3. Improved Energy Technology Loans

The U.S. Department of Energy (DOE) provides loan guarantees through the Loan Guarantee Program to eligible projects that reduce air pollution and greenhouse gases, and support early commercial use of advanced technologies, including biofuels and alternative fuel vehicles. The program is not intended for research and development projects. DOE may issue loan guarantees for up to 100% of the amount of the loan for an eligible project. For loan guarantees of over 80%, the loan must be issued and funded by the Treasury Department’s Federal Financing Bank. For more information, see the Loan Guarantee Program website.Point of Contact: U.S. Department of Energy

4. Advanced Biofuel Production Grants and Loan Guarantees

The Biorefinery Assistance Program (Section 9003) provides loan guarantees for the development, construction, and retrofitting of commercial-scale biorefineries that produce advanced biofuels. Grants for demonstration-scale biorefineries are also available. Advanced biofuel is defined as fuel derived from renewable biomass other than corn kernel starch. Eligible applicants include, but are not limited to, individuals, state or local governments, farm cooperatives, national laboratories, institutions of higher education, and rural electric cooperatives. The maximum loan guarantee is $250 million and the maximum grant funding is 50% of project costs. Funding for this program is subject to congressional appropriations through fiscal year 2013. For more information, see the Biorefinery Assistance Program website.Point of Contact: Office of Rural Development, Business and Cooperative Programs, U.S. Department of Agriculture

5. Advanced Biofuel Production Payments

Through the Bioenergy Program for Advanced Biofuels (Section 9005), eligible producers of advanced biofuels, or fuels derived from renewable biomass other than corn kernel starch, may receive payments to support expanded production of advanced biofuels. Payment amounts depend on the quantity and duration of production by the eligible producer; the net nonrenewable energy content of the advanced biofuel, if sufficient data is available; the number of producers participating in the program; and the amount of funds available. No more than 5% of the funds will be made available to eligible producers with an annual refining capacity of more than 150,000,000 gallons of advanced biofuel. Funding for this program is subject to congressional appropriations through fiscal year 2013. For more information, see the Bioenergy Program for Advanced Biofuels website and contact the appropriate State Rural Development Office.Point of Contact: Office of Rural Development, Business and Cooperative Programs, U.S. Department of Agriculture

6. Biodiesel Education Grants

Competitive grants are available through the Biodiesel Fuel Education Program (Section 9006) to educate governmental and private entities that operate vehicle fleets, the public, and other interested entities about the benefits of biodiesel fuel use. Eligible applicants are nonprofit organizations or institutes of higher education that have demonstrated knowledge of biodiesel fuel production, use, or distribution; and have demonstrated the ability to conduct educational and technical support programs. Funding for this program is subject to congressional appropriations through fiscal year 2013.
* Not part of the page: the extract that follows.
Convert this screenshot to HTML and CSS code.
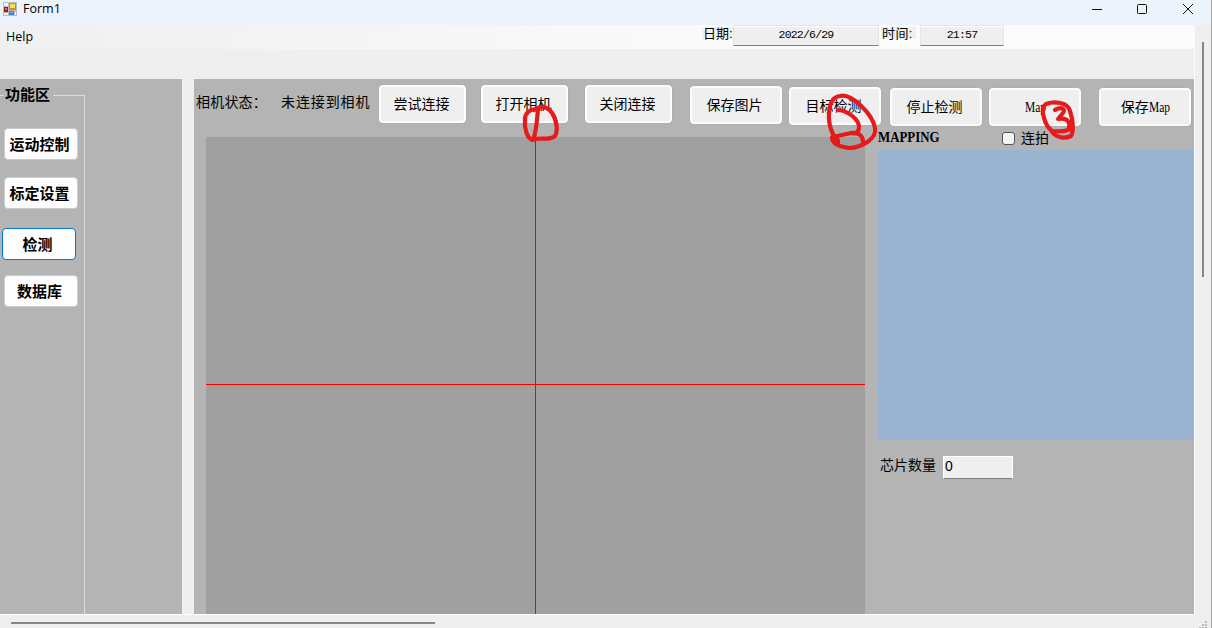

Point of Contact: Office of Rural Development, Business and Cooperative Programs, U.S. Department of Agriculture

7. Biomass Research and Development Initiative

The U.S. Department of Agriculture’s National Institute of Food and Agriculture, in conjunction with U.S. Department of Energy Office of Biomass Programs, provides grant funding for projects addressing research, development, and demonstration of biofuels and biobased projects and the methods, practices, and technologies for their production, under the Biomass Research and Development Initiative (Section 9008). The competitive award process focuses on three main technical areas: feedstock development; biofuels and biobased products development; and biofuels development analysis. Eligible applicants are institutions of higher learning, national laboratories, federal research agencies, private sector entities, and nonprofit organizations. The non-federal share of the total project cost must be at least 20%. Funding for this program is subject to congressional appropriations through fiscal year 2013. For more information, see the Biomass Research & Development website.

Point of Contact: Office of Rural Development, Business and Cooperative Programs, U.S. Department of Agriculture

8. Ethanol Infrastructure Grants and Loan Guarantees

The Rural Energy for America Program (REAP) provides loan guarantees and grants to agricultural producers and rural small businesses to purchase renewable energy systems or make energy efficiency improvements. Eligible renewable energy systems include flexible fuel pumps, or blender pumps, that dispense intermediate ethanol blends. The maximum loan guarantee is $25 million and the maximum grant funding is 25% of project costs. At least 20% of the grant funds awarded must be for grants of $20,000 or less. Funding for this program is subject to congressional appropriations through fiscal year 2013. For more information, see the REAP website.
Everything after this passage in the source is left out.